# Data excerpt
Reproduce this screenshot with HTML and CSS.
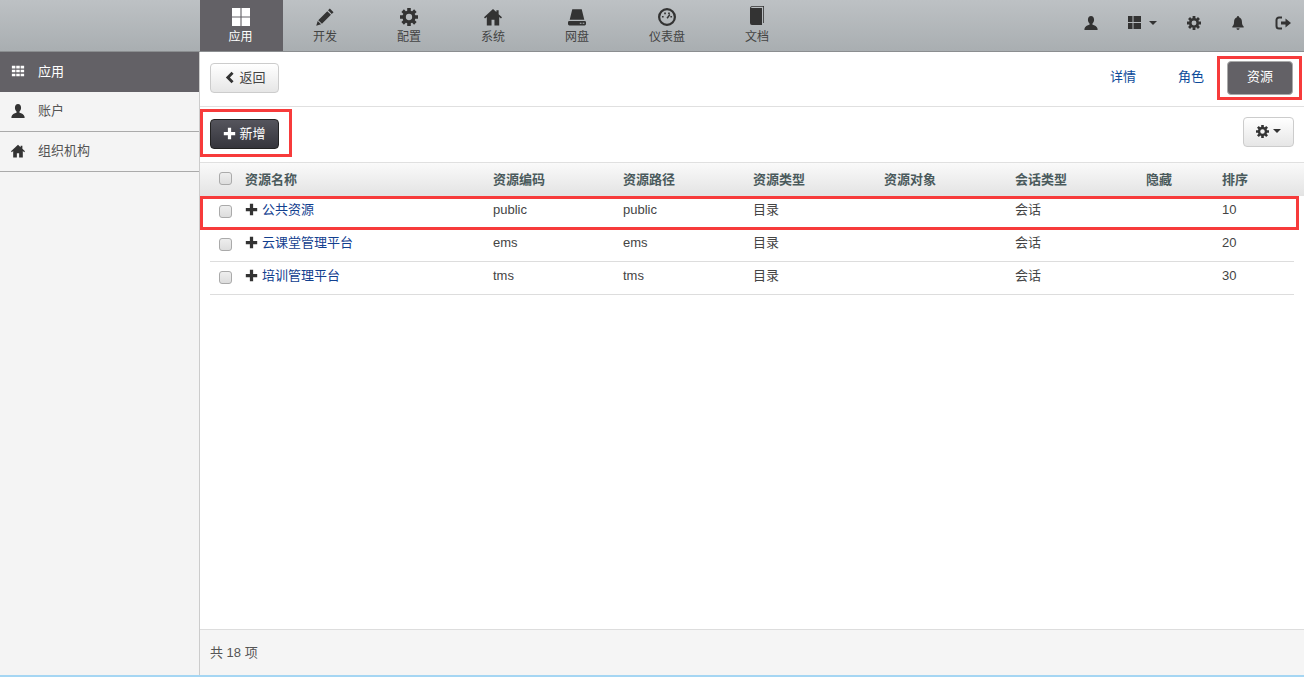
FILE: index.html
```html
<!DOCTYPE html>
<html lang="zh-CN">
<head>
    <meta charset="UTF-8">
    <title>资源</title>
    <link rel="stylesheet" href="styles.css">
</head>
<body>
    <!-- icon sprites -->
    <svg class="sprites">
        <symbol id="i-grid4" viewBox="0 0 16 16"><path d="M0 0h7.500v7.500H0zM8.500 0H16v7.500H8.500zM0 8.500h7.500V16H0zM8.500 8.500H16V16H8.500z"/></symbol>
        <symbol id="i-panels" viewBox="0 0 13 13"><path d="M0 0h4.500v6H0zM0 7h4.500v6H0zM5.500 0H13v6H5.500zM5.500 7H13v6H5.500z"/></symbol>
        <symbol id="i-grid9" viewBox="0 0 16 16"><path d="M1 2h4v3H1zM6 2h4v3H6zM11 2h4v3h-4zM1 6.500h4v3H1zM6 6.500h4v3H6zM11 6.500h4v3h-4zM1 11h4v3H1zM6 11h4v3H6zM11 11h4v3h-4z"/></symbol>
        <symbol id="i-pencil" viewBox="0 0 16 16"><path d="M12.300.4l3.300 3.300-1.600 1.600-3.300-3.300zM10 2.800l3.300 3.300-8 8L2 10.800zM1.500 11.500l3 3L.2 15.800z"/></symbol>
        <symbol id="i-gear" viewBox="0 0 16 16">
            <circle cx="8" cy="8" r="4.300" fill="none" stroke="currentColor" stroke-width="3"/>
            <path d="M6.400 0h3.200v3H6.400zM6.400 13h3.200v3H6.400zM0 6.400h3v3.200H0zM13 6.400h3v3.200h-3z"/>
            <path transform="rotate(45 8 8)" d="M6.400 0h3.200v3H6.400zM6.400 13h3.200v3H6.400zM0 6.400h3v3.200H0zM13 6.400h3v3.200h-3z"/>
        </symbol>
        <symbol id="i-home" viewBox="0 0 16 16"><path d="M8 .8L0 8.300l.9 1 1.600-1.400V15.500h4.200V10.500h2.600v5h4.200V7.900l1.600 1.400.9-1-3-2.800V2h-2v1.600z"/></symbol>
        <symbol id="i-hdd" viewBox="0 0 16 16"><path d="M3.800 1h8.400l2.300 9.500h-13zM1.200 11.500h13.600a1.200 1.200 0 0 1 1.200 1.200v1.600a1.200 1.200 0 0 1-1.200 1.200H1.200A1.200 1.200 0 0 1 0 14.300v-1.600a1.200 1.200 0 0 1 1.200-1.200zM10.500 13v1h1.500v-1zM13 13v1h1.500v-1z" fill-rule="evenodd"/></symbol>
        <symbol id="i-dash" viewBox="0 0 16 16">
            <circle cx="8" cy="8" r="7" fill="none" stroke="currentColor" stroke-width="2"/>
            <path d="M3.500 7h1.500v1.500H3.500zM5.500 4h1.500v1.500H5.500zM9 4h1.500v1.500H9zM11 7h1.500v1.500H11zM10 5.500l1 .7-2.300 3.300-1.200-.8z"/>
        </symbol>
        <symbol id="i-book" viewBox="0 0 16 20"><path d="M1 3.500A2.500 2.500 0 0 1 3.500 1H15v17h-.8V1.800H3.500A1.700 1.700 0 0 0 2 3H13v17H3a2 2 0 0 1-2-2z"/></symbol>
        <symbol id="i-user" viewBox="0 0 16 16"><path d="M8 0c2.200 0 3.500 1.800 3.500 4.200 0 1.900-.9 3.400-1.800 4.300v1.500c2.500.8 5.300 1.700 5.800 4.500V16H.5v-1.500c.5-2.800 3.300-3.700 5.800-4.500V8.500C5.400 7.600 4.500 6.100 4.500 4.200 4.500 1.800 5.800 0 8 0z"/></symbol>
        <symbol id="i-bell" viewBox="0 0 16 16"><path d="M8 0a1.200 1.200 0 0 1 1.200 1.300C11.500 2 12.500 4 12.500 6.500c0 3 .8 4.500 2 5.500v1h-13v-1c1.200-1 2-2.500 2-5.500C3.500 4 4.500 2 6.800 1.300A1.200 1.200 0 0 1 8 0zM6.300 14h3.400A1.800 1.800 0 0 1 8 16a1.800 1.800 0 0 1-1.700-2z"/></symbol>
        <symbol id="i-logout" viewBox="0 0 16 16">
            <path d="M7 2.500H4a2.500 2.500 0 0 0-2.500 2.500v6A2.500 2.500 0 0 0 4 13.500h3" fill="none" stroke="currentColor" stroke-width="2"/>
            <path d="M6 6.500h4.500v-3L16 8l-5.500 4.500v-3H6z"/>
        </symbol>
        <symbol id="i-plus" viewBox="0 0 16 16"><path d="M6 1h4v5h5v4h-5v5H6v-5H1V6h5z"/></symbol>
        <symbol id="i-back" viewBox="0 0 16 16"><path d="M10.500 1l2.500 2.500L8.500 8l4.500 4.500-2.500 2.500-7-7z"/></symbol>
    </svg>

    <header class="topbar">
        <nav class="topnav">
            <a class="topnav-item active"><svg class="nav-icon"><use href="#i-grid4"/></svg>应用</a>
            <a class="topnav-item"><svg class="nav-icon"><use href="#i-pencil"/></svg>开发</a>
            <a class="topnav-item"><svg class="nav-icon"><use href="#i-gear"/></svg>配置</a>
            <a class="topnav-item"><svg class="nav-icon"><use href="#i-home"/></svg>系统</a>
            <a class="topnav-item"><svg class="nav-icon"><use href="#i-hdd"/></svg>网盘</a>
            <a class="topnav-item"><svg class="nav-icon"><use href="#i-dash"/></svg>仪表盘</a>
            <a class="topnav-item"><svg class="nav-icon book"><use href="#i-book"/></svg>文档</a>
        </nav>
        <div class="topbar-right">
            <svg class="tool-icon"><use href="#i-user"/></svg>
            <span class="tool-group"><svg class="tool-icon"><use href="#i-panels"/></svg><i class="caret"></i></span>
            <svg class="tool-icon"><use href="#i-gear"/></svg>
            <svg class="tool-icon"><use href="#i-bell"/></svg>
            <svg class="tool-icon wide"><use href="#i-logout"/></svg>
        </div>
    </header>

    <div class="layout">
        <aside class="sidebar">
            <a class="side-item active"><svg class="side-icon"><use href="#i-grid9"/></svg><span class="cn">应用</span></a>
            <a class="side-item"><svg class="side-icon"><use href="#i-user"/></svg><span class="cn">账户</span></a>
            <a class="side-item"><svg class="side-icon"><use href="#i-home"/></svg><span class="cn">组织机构</span></a>
        </aside>

        <main class="content">
            <div class="toolbar-top">
                <button class="btn"><svg class="btn-icon"><use href="#i-back"/></svg><span class="cn">返回</span></button>
                <div class="tabs">
                    <a class="tab">详情</a>
                    <a class="tab">角色</a>
                    <a class="tab active">资源</a>
                    <span class="mark mark-tab"></span>
                </div>
            </div>

            <div class="toolbar-actions">
                <button class="btn btn-dark"><svg class="btn-icon"><use href="#i-plus"/></svg><span class="cn">新增</span></button>
                <span class="mark mark-add"></span>
                <button class="btn btn-gear"><svg class="btn-icon"><use href="#i-gear"/></svg><i class="caret"></i></button>
            </div>

            <div class="table">
                <div class="row head">
                    <span><input type="checkbox" class="check"></span>
                    <span>资源名称</span>
                    <span>资源编码</span>
                    <span>资源路径</span>
                    <span>资源类型</span>
                    <span>资源对象</span>
                    <span>会话类型</span>
                    <span>隐藏</span>
                    <span>排序</span>
                </div>
                <div class="row">
                    <span><input type="checkbox" class="check"></span>
                    <span class="name"><svg class="row-icon"><use href="#i-plus"/></svg><a class="cn">公共资源</a></span>
                    <span>public</span>
                    <span>public</span>
                    <span class="cn">目录</span>
                    <span></span>
                    <span class="cn">会话</span>
                    <span></span>
                    <span>10</span>
                    <span class="mark mark-row"></span>
                </div>
                <div class="row">
                    <span><input type="checkbox" class="check"></span>
                    <span class="name"><svg class="row-icon"><use href="#i-plus"/></svg><a class="cn">云课堂管理平台</a></span>
                    <span>ems</span>
                    <span>ems</span>
                    <span class="cn">目录</span>
                    <span></span>
                    <span class="cn">会话</span>
                    <span></span>
                    <span>20</span>
                </div>
                <div class="row">
                    <span><input type="checkbox" class="check"></span>
                    <span class="name"><svg class="row-icon"><use href="#i-plus"/></svg><a class="cn">培训管理平台</a></span>
                    <span>tms</span>
                    <span>tms</span>
                    <span class="cn">目录</span>
                    <span></span>
                    <span class="cn">会话</span>
                    <span></span>
                    <span>30</span>
                </div>
            </div>

            <footer class="pager">共 18 项</footer>
        </main>
    </div>
</body>
</html>
```

FILE: styles.css
```css
* {
    box-sizing: border-box;
}

html, body {
    height: 100%;
}

body {
    margin: 0;
    display: flex;
    flex-direction: column;
    overflow: hidden;
    font-family: 'Liberation Sans', 'Noto Sans CJK SC', sans-serif;
    font-size: 13px;
    color: #444;
    background-color: #fff;
    border-bottom: 2px solid #a5d6f3;
}

.sprites {
    display: none;
}

svg {
    fill: currentColor;
}

a {
    text-decoration: none;
}

/* CJK glyphs sit a little low in this font stack */
.cn {
    padding-bottom: 2px;
}

/* Top bar */
.topbar {
    height: 52px;
    flex: none;
    display: flex;
    justify-content: space-between;
    padding-left: 200px;
    color: #333;
    background: linear-gradient(#bdc1c4, #a9aeb1);
    border-bottom: 1px solid #8b8e90;
}

.topnav {
    display: flex;
}

.topnav-item {
    display: flex;
    flex-direction: column;
    align-items: center;
    padding: 8px 30px 0;
    font-size: 12px;
    line-height: 17px;
    white-space: nowrap;
    color: #444;
}

.topnav-item.active {
    width: 83px;
    padding: 8px 2px 0 0;
    color: #fff;
    background-color: #636166;
}

.nav-icon {
    width: 18px;
    height: 18px;
    margin-bottom: 3px;
    color: #333;
}

.active .nav-icon {
    color: #fff;
}

.nav-icon.book {
    height: 20px;
    margin: -3px 0 4px;
}

.topbar-right {
    display: flex;
    align-items: center;
    gap: 30px;
    padding: 0 13px 6px 0;
}

.tool-group {
    display: flex;
    align-items: center;
    gap: 8px;
}

.tool-icon {
    width: 14px;
    height: 14px;
}

.tool-group .tool-icon {
    width: 13px;
    height: 13px;
}

.tool-icon.wide {
    width: 16px;
    height: 16px;
}

.caret {
    width: 0;
    height: 0;
    border-top: 4px solid #333;
    border-left: 4px solid transparent;
    border-right: 4px solid transparent;
}

/* Sidebar */
.layout {
    flex: 1;
    min-height: 0;
    display: flex;
}

.sidebar {
    width: 200px;
    flex: none;
    background-color: #f4f4f4;
    border-right: 1px solid #ccc;
}

.side-item {
    height: 40px;
    display: flex;
    align-items: center;
    gap: 13px;
    padding: 0 0 2px 11px;
    color: #555;
    border-bottom: 1px solid #aaa;
}

.side-item.active {
    color: #fff;
    background-color: #636166;
    border-bottom: none;
}

.side-icon {
    width: 14px;
    height: 14px;
    flex: none;
    color: #333;
}

.active .side-icon {
    color: #fff;
}

/* Main area */
.content {
    flex: 1;
    min-width: 0;
    display: flex;
    flex-direction: column;
}

.toolbar-top {
    height: 55px;
    flex: none;
    display: flex;
    justify-content: space-between;
    padding: 11px 11px 0 10px;
    border-bottom: 1px solid #e0e0e0;
}

.tabs {
    position: relative;
    display: flex;
    gap: 2px;
    align-items: flex-start;
}

.tab {
    width: 66px;
    height: 34px;
    margin-top: -2px;
    line-height: 32px;
    text-align: center;
    color: #0b4a9a;
    border-radius: 4px;
}

.tab.active {
    margin-left: 1px;
    color: #fff;
    background-color: #636166;
    border: 1px solid #aaa;
    line-height: 30px;
}

.btn {
    height: 30px;
    width: 69px;
    display: flex;
    align-items: center;
    justify-content: center;
    gap: 3px;
    padding: 0 0 2px;
    font: inherit;
    color: #444;
    background: linear-gradient(#fff, #e6e6e6);
    border: 1px solid #ccc;
    border-radius: 4px;
}

.btn-icon {
    width: 13px;
    height: 13px;
    color: #333;
}

.btn-dark {
    color: #fff;
    background: linear-gradient(#55555d, #35353c);
    border-color: #222;
}

.btn-dark .btn-icon {
    color: #fff;
}

.btn-gear {
    width: 51px;
    gap: 4px;
}

.toolbar-actions {
    position: relative;
    height: 56px;
    flex: none;
    display: flex;
    justify-content: space-between;
    padding: 12px 10px 0;
    border-bottom: 1px solid #e0e0e0;
}

.toolbar-actions .btn-gear {
    margin-top: -2px;
}

/* Resource table */
.table {
    flex: 1;
    min-height: 0;
}

.row {
    position: relative;
    display: grid;
    grid-template-columns: 35px 248px 130px 130px 131px 131px 131px 76px 72px;
    align-items: center;
    height: 33px;
    margin: 0 10px;
    padding-bottom: 6px;
    border-bottom: 1px solid #ddd;
}

.row span {
    display: flex;
    align-items: center;
    white-space: nowrap;
}

.row.head {
    margin: 0;
    padding: 0 10px 3px;
    font-weight: bold;
    color: #4a5a5c;
    background: linear-gradient(#fafafa, #e3e3e3);
    border-bottom: none;
}

.check {
    appearance: none;
    width: 13px;
    height: 13px;
    margin: 5px 0 0 9px;
    background: linear-gradient(#eee, #ddd);
    border: 1px solid #aaa;
    border-radius: 3px;
}

.head .check {
    margin-top: 1px;
}

.name a {
    color: #12408f;
}

.row-icon {
    width: 13px;
    height: 13px;
    margin-right: 4px;
    color: #333;
}

.pager {
    height: 46px;
    flex: none;
    display: flex;
    align-items: center;
    padding: 0 0 2px 10px;
    color: #555;
    background-color: #f5f5f5;
    border-top: 1px solid #ddd;
}

/* Red annotation frames drawn over the screenshot */
.row span.mark,
.mark {
    position: absolute;
    display: block;
    border: 3px solid #f73b3b;
    pointer-events: none;
}

.mark-tab {
    top: -7px;
    right: -9px;
    width: 85px;
    height: 44px;
}

.mark-add {
    top: 2px;
    left: 0;
    width: 92px;
    height: 48px;
}

.row span.mark-row {
    top: 0;
    left: -10px;
    width: 1099px;
    height: 34px;
}
```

# Task prompt
Where a line of the material above holds the string "screenshot", copy that line.

# Expected answer
Reproduce this screenshot with HTML and CSS.
/* Red annotation frames drawn over the screenshot */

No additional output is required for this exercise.